6. Pourquoi tant d’agitation et tant d’incertitudes ? Pourquoi prêtez-vous l’oreille aux accents des voluptés qui sont mortelles, et la détournez-vous de mes discours ? Elles mentent, elles meurent et entraînent à la mort. Elles mentent, Licentius. « Que le vrai, comme vous le souhaitez dans vos vers, se découvre ainsi à nous par la raison ; qu’il coule ainsi, plus que l’Eridan. » Le vrai n’est dit que par la Vérité ; le Christ est la vérité ; allons à lui de peur que la fatigue ne nous accable. Prenons son joug sur nous pour qu’il nous soulage, et apprenons de lui qu’il est doux et humble de cœur, et nous trouverons le repos pour nos âmes. Car son joug est doux et son fardeau est léger. Le démon cherche à faire de vous sa parure. Si vous trouviez un calice d’or, vous le donneriez à l’Église de Dieu. Vous avez reçu de Dieu un génie d’or, et vous le faites servir aux passions, et c’est en lui que vous vous donnez vous-même à Satan. Ne le veuillez pas, je vous en supplie ; puissiez-vous sentir avec quel cœur malheureux et digne de pitié je voies écris ceci ! Et si vous n’êtes plus rien à vos propres yeux, ayez au moins compassion de moi !

LETTRE XXVII.


(Au commencement de l’année 395.)

Saint Augustin met tout le parfum de son âme et de son génie dans cette réponse à saint Paulin. Il lui parle de trois de ses meilleurs amis : Romanien, Alype et Licentius. Saint Augustin est toujours charmant et touchant, quand l’amitié l’inspire.

AUGUSTIN A SON SEIGNEUR VÉRITABLEMENT SAINT ET VÉNÉRABLE ET TRÈS-DIGNE DES PLUS HAUTES LOUANGES, A SON FRÈRE PAULIN, SALUT DANS LE SEIGNEUR.

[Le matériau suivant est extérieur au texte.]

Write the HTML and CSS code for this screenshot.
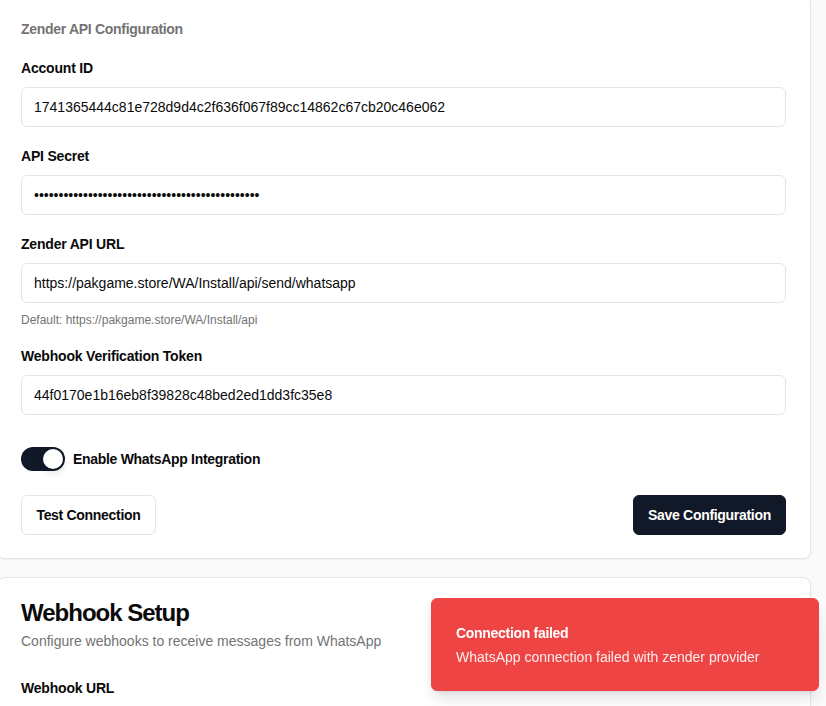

1. O homme bon et bon frère, vous étiez inconnu à mon âme, je lui dis de supporter que vous soyez encore inconnu à mes yeux, et c’est à peine si elle m’obéit, ou plutôt elle ne m’obéit pas. S’y résigne-t-elle, puisque je suis tourmenté par le désir de vous voir ? Si j’éprouvais des souffrances corporelles sans en être intérieurement ému, je pourrais dire à bon droit que je les supporte ; mais je ne subis pas avec un esprit tranquille la douleur de ne point vous voir ; il ne m’est pas permis de parler ici de ma patience. Mais ne serait-ce point intolérable qu’on se résignât à vivre loin d’un homme comme vous ? Il est donc bien que je le supporte mal : sans cela je ne serais pas supportable. Ce qui m’arrive est étrange et cependant bien vrai : je souffre de ne pas vous voir, et ma douleur elle-même me console. Je n’aime pas le courage qui fait supporter aisément l’absence de ceux qui sont lions comme vous. Nous désirons la Jérusalem future, et nous la désirons avec d’autant plus d’impatience que nous endurons plus patiemment

  1. Saint Jean, VII, 37 ; Saint Matthieu, XI, 28, 30.